David and Charlie also have a number of knock-down, drag-outs -- fueled by mutual mistrust --that Rob and Nick say mirror their own interactions over the years. In an era when many Hollywood personalities seek to conceal even benign details about their personal lives from a hungry tabloid press, the Reiners have gone, somewhat startlingly, in the other direction.

“Sharing your life story about a child with a drug addiction? And in this business? Who has the….to do that?” Elwes said in an interview, invoking a body part to suggest courage. “So many filmmakers say, ‘It’s a personal story’ and they don’t really mean it. It doesn’t get more personal than this.”
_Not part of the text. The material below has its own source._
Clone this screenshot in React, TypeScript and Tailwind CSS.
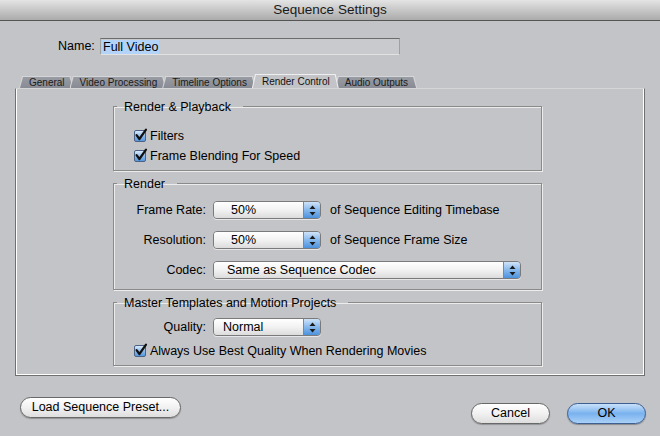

Self-involved and at times harsh toward his son, Elwes’ Rob Reiner stand-in is decidedly unsympathetic. The actor incarnated the character in this manner even while the man he was playing was a few feet away from him, helming the scene.

“There were times when I would want to tone it down and Rob would just tell me, ‘No, turn it up.’ He would tell me he didn’t handle it well and we had to show that. He would describe the stages of grief and how addiction is like a slow suicide, then say, ‘Let’s explore all of that.’”

One striking aspect of the film is how little it seems to value traditional recovery wisdom. Though the counselors all mean well, they have little success in reaching Charlie, who remains skeptical of the system even at a moment when many other movie protagonists give in to it. (His epiphany arrives in another way.)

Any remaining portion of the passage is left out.